---------- EXTRACTED MATERIAL

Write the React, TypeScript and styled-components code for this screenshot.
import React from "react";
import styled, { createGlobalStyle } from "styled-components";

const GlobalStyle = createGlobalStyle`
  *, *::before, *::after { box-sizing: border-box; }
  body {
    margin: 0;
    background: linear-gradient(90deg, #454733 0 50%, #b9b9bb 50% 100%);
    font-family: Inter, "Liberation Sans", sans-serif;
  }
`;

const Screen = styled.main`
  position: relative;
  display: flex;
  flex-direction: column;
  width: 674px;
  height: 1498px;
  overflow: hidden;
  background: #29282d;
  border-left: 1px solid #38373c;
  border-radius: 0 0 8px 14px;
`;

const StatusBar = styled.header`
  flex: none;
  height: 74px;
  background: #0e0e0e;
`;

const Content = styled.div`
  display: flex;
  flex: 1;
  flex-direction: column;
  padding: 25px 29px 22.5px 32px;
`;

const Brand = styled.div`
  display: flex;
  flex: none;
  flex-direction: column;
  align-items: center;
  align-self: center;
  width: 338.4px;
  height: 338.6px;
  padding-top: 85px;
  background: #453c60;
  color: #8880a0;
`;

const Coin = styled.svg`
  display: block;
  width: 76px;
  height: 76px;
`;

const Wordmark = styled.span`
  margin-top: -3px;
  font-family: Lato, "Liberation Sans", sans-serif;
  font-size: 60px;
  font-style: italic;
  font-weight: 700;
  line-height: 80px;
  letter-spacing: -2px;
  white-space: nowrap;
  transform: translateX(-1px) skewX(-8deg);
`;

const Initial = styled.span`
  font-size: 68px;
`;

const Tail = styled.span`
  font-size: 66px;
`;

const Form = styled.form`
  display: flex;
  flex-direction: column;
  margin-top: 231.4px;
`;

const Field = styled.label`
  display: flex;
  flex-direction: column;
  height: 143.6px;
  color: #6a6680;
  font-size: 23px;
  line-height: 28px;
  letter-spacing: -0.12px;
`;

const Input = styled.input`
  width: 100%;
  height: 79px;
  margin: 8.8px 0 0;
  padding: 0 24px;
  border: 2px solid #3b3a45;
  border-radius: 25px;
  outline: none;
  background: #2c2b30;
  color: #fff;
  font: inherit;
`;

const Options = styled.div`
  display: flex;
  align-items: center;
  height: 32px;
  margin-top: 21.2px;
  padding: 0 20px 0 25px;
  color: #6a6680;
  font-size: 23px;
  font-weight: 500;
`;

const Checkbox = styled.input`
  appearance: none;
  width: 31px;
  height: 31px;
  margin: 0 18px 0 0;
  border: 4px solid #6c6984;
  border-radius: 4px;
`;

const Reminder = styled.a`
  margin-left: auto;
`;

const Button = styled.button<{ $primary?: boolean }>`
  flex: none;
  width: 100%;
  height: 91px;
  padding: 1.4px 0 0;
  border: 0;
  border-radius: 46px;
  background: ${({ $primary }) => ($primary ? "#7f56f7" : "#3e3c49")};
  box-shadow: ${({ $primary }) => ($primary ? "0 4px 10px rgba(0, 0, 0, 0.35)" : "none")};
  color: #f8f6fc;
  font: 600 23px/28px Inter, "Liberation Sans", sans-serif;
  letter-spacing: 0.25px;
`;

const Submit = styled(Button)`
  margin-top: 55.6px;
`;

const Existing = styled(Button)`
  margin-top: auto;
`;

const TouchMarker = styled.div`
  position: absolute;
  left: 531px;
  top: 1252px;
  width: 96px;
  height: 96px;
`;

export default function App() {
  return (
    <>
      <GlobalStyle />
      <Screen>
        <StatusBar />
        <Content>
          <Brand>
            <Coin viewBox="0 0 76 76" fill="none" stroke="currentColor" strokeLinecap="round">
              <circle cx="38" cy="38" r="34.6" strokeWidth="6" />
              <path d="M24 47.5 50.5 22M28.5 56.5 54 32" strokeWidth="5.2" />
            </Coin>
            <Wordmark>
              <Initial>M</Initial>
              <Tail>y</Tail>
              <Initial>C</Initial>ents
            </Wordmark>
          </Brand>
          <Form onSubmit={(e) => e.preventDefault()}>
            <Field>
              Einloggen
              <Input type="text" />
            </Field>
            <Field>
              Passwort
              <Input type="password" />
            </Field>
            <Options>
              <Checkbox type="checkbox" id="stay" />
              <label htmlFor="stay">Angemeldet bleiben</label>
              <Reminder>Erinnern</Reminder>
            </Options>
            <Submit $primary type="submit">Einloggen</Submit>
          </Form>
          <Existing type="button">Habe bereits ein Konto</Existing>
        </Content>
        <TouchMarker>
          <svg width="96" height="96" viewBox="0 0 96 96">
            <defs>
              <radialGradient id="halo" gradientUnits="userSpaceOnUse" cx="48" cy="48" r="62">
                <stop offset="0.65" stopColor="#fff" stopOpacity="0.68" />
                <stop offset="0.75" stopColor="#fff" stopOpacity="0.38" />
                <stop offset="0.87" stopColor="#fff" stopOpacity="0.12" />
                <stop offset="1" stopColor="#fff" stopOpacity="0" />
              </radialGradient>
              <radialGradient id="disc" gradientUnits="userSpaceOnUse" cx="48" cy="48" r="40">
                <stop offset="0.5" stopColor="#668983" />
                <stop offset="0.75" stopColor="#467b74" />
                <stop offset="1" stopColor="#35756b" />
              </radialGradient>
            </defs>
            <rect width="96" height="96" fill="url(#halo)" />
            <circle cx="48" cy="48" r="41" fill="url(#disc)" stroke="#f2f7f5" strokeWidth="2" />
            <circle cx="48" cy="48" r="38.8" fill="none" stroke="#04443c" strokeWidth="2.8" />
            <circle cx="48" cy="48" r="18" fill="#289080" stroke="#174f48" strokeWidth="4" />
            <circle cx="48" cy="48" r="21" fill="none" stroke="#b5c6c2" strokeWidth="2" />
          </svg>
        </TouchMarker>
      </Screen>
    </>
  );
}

--------------------
---------- EXTRACTED MATERIAL

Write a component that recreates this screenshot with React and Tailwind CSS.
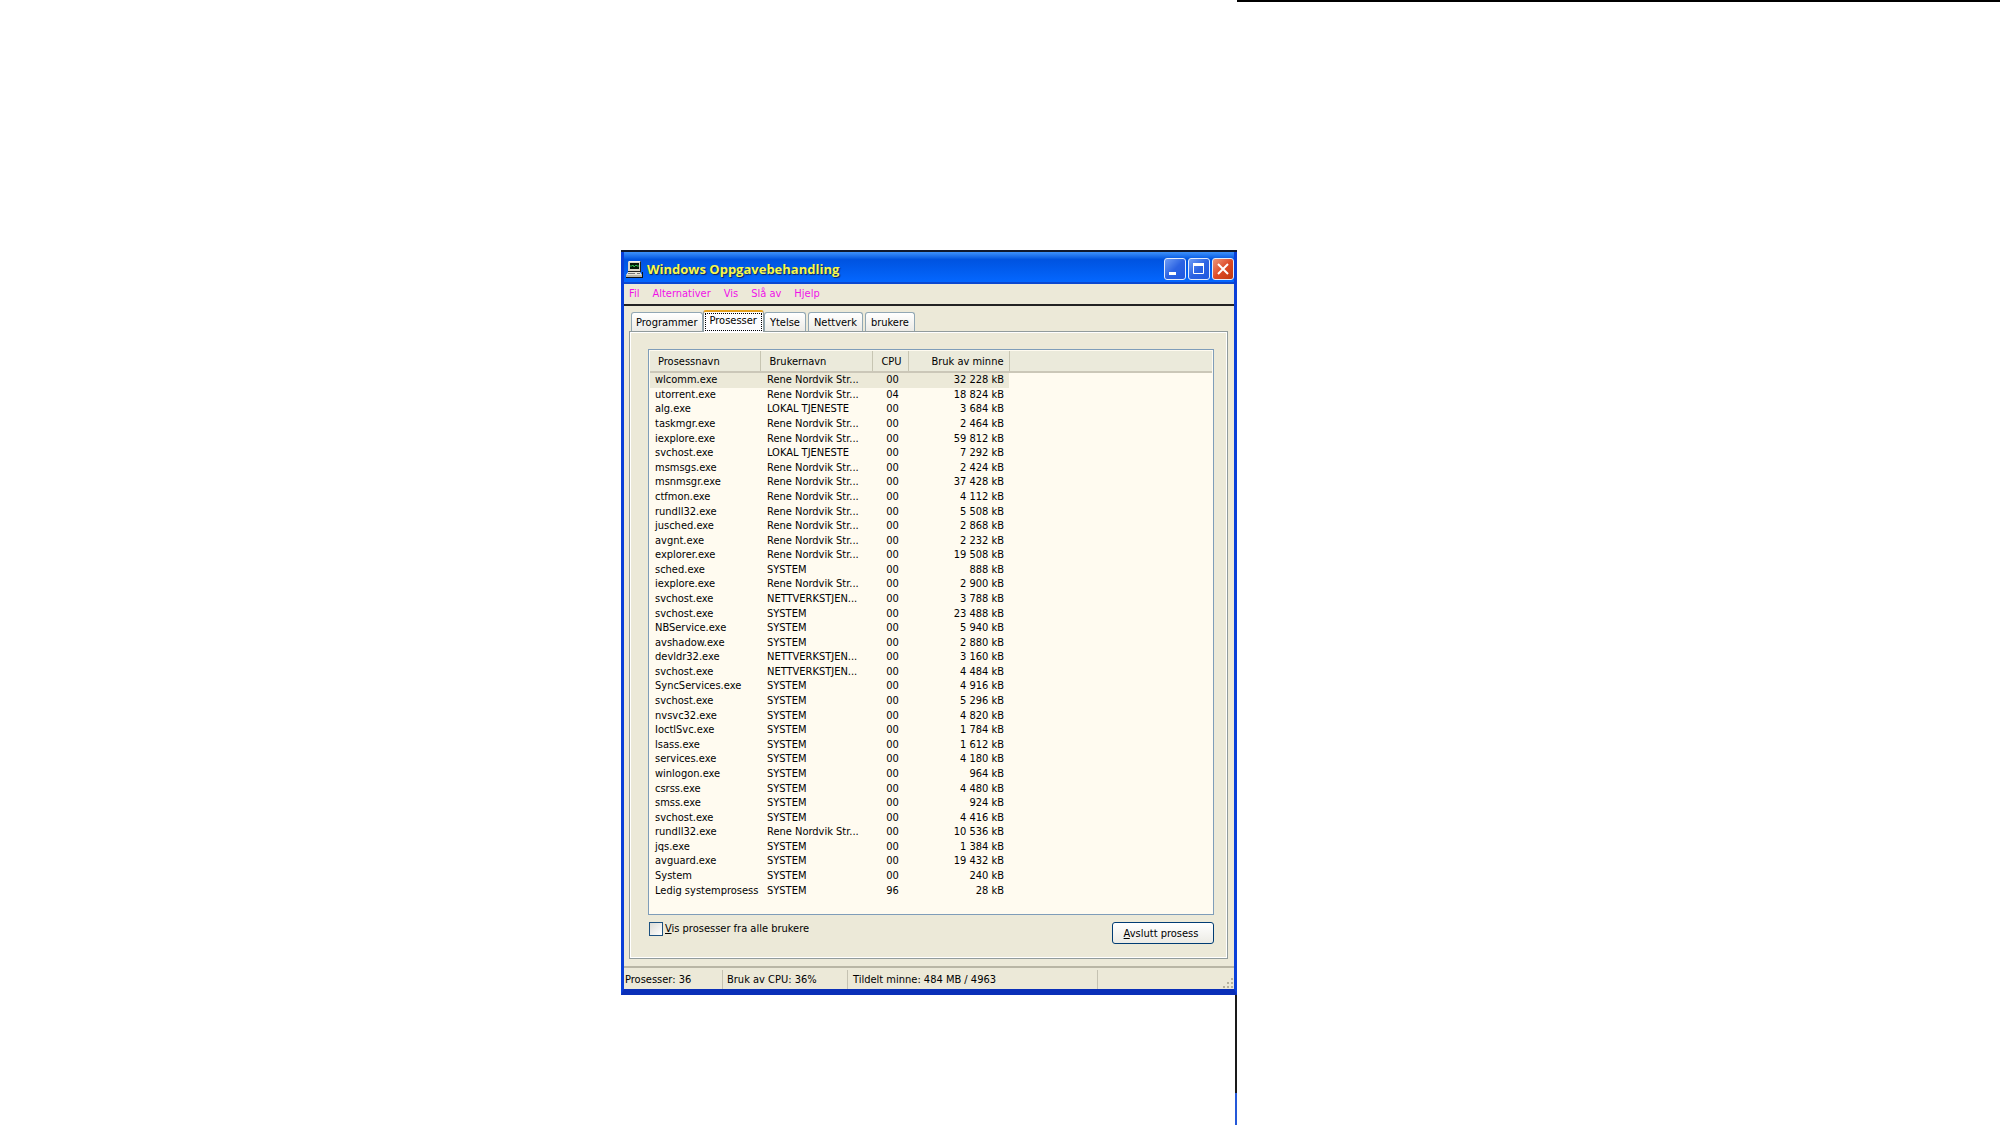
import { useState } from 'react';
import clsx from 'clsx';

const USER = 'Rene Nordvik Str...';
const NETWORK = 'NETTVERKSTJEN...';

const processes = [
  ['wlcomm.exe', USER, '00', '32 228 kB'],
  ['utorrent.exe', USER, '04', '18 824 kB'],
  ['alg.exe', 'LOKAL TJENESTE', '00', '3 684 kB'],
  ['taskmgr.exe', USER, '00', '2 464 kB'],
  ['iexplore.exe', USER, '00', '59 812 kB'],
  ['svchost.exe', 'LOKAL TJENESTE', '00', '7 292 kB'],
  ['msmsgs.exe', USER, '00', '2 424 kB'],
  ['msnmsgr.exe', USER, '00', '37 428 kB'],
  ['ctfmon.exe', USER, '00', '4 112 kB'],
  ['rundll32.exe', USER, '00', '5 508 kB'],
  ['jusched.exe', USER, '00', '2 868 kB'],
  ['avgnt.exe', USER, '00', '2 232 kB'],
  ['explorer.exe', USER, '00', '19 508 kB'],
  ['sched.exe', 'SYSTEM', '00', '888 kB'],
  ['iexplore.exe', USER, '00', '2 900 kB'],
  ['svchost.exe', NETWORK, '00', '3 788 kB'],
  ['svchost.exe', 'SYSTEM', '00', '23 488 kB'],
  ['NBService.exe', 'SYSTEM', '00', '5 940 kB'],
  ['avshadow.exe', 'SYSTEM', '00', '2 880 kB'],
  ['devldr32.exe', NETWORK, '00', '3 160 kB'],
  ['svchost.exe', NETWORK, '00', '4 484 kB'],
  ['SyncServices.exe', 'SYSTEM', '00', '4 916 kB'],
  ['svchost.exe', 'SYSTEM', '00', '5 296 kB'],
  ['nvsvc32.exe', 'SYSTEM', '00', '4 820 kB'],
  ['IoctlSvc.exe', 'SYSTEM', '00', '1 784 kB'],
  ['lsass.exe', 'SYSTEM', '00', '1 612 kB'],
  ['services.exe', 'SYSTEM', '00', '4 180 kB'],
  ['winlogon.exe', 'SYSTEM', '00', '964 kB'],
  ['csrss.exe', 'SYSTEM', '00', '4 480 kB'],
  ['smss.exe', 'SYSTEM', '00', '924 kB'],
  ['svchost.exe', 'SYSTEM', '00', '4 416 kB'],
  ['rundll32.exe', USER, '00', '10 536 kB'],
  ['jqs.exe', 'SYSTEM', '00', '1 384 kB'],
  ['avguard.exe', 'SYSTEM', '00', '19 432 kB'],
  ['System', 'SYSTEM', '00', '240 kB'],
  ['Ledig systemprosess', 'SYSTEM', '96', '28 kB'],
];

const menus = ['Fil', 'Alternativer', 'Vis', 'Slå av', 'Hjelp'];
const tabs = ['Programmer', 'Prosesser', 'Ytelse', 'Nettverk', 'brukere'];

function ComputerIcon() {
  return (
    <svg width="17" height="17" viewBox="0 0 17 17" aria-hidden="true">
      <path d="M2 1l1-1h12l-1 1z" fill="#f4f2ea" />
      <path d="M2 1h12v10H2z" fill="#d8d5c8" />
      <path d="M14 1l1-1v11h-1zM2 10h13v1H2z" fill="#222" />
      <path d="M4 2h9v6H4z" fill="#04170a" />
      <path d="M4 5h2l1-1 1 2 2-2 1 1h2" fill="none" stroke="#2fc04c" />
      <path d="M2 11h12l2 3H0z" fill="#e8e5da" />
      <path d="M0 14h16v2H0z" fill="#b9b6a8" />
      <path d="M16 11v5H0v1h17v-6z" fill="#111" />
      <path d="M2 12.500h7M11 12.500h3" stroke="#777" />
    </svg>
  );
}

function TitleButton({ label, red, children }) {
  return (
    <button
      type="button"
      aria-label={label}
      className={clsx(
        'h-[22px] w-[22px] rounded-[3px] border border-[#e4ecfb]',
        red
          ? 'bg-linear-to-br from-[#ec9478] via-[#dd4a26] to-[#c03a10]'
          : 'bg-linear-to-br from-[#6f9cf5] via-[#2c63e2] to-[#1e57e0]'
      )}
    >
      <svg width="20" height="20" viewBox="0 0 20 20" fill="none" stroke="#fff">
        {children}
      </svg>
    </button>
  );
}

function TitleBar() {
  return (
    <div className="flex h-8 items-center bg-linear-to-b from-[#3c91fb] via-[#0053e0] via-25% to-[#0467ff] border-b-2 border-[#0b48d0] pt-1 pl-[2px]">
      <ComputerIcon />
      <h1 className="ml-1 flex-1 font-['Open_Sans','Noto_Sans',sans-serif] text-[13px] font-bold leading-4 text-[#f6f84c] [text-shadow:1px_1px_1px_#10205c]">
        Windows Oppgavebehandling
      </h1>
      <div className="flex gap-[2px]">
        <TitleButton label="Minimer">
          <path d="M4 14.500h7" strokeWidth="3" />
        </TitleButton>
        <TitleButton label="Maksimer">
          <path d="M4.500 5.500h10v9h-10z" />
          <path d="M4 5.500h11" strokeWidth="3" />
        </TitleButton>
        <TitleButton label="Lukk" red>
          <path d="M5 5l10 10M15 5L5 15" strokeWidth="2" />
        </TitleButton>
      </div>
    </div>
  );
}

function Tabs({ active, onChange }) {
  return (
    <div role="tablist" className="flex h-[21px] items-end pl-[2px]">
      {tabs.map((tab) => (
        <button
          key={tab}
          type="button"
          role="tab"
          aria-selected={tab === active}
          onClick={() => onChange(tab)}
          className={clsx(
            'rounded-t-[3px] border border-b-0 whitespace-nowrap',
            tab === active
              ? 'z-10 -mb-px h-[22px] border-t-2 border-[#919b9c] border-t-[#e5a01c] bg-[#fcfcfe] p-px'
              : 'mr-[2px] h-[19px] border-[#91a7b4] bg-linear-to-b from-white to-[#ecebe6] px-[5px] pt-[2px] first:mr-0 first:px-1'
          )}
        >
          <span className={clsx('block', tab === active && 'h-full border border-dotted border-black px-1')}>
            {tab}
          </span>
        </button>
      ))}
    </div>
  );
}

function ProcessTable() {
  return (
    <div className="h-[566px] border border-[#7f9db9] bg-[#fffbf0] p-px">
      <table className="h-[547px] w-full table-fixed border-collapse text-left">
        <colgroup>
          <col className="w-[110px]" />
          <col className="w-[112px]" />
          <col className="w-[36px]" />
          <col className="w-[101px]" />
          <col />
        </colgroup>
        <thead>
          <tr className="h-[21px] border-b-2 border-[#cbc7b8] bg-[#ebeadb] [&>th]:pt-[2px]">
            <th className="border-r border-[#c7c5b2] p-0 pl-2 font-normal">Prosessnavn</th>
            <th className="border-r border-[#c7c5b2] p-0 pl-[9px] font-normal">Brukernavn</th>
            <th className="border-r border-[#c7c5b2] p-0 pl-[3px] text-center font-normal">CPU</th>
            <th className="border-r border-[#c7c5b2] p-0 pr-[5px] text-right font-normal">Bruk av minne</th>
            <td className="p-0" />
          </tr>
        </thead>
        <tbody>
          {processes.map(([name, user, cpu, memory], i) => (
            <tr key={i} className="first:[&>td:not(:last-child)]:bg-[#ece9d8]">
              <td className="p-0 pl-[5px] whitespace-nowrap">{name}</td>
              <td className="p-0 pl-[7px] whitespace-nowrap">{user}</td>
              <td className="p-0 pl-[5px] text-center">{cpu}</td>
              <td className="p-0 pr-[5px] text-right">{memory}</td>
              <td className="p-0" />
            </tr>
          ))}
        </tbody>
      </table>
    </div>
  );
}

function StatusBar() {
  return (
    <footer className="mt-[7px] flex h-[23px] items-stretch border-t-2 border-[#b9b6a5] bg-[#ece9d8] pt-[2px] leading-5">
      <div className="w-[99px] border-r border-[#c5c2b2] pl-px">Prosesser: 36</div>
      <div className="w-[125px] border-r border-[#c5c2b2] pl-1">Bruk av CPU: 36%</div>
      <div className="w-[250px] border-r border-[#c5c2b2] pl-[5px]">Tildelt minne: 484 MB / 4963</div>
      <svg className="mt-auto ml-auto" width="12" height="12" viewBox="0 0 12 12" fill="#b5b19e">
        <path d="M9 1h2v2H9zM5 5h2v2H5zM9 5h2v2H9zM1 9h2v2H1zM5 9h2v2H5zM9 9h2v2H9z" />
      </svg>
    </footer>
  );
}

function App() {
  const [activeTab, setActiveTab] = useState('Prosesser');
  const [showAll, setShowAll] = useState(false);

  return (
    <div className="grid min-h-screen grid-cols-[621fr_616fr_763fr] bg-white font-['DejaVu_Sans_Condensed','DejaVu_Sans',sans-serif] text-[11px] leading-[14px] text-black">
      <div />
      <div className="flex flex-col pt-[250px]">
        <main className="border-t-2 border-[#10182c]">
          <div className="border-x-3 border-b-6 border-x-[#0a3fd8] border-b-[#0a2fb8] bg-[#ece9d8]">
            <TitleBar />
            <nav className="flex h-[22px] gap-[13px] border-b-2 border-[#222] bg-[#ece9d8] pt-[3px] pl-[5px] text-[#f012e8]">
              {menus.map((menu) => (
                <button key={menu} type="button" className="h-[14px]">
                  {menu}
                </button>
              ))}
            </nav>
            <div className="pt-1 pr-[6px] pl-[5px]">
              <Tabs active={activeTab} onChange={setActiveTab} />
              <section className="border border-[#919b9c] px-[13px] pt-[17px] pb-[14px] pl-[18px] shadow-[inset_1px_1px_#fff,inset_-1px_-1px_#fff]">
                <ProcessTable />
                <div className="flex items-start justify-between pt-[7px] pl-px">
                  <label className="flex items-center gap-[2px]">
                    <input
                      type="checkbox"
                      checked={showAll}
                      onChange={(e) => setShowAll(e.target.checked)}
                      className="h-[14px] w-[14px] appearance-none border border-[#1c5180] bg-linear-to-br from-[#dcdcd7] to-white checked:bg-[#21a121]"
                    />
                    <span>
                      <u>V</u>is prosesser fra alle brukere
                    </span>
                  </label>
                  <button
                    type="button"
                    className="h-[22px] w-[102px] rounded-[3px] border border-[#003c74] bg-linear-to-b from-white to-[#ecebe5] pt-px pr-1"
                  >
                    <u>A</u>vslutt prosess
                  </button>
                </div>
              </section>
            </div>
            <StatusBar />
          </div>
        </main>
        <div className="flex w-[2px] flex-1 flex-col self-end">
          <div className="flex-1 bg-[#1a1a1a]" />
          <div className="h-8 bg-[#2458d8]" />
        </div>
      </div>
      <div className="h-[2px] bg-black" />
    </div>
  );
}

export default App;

--------------------

Transcribe only the lines from the line holding "Write a component" through the line holding "const NETWORK = 'NETTVERKSTJEN...';", inclusive, without any of the pictures.

▶ SOLUTION FOR THIS EXERCISE
Write a component that recreates this screenshot with React and Tailwind CSS.
import { useState } from 'react';
import clsx from 'clsx';

const USER = 'Rene Nordvik Str...';
const NETWORK = 'NETTVERKSTJEN...';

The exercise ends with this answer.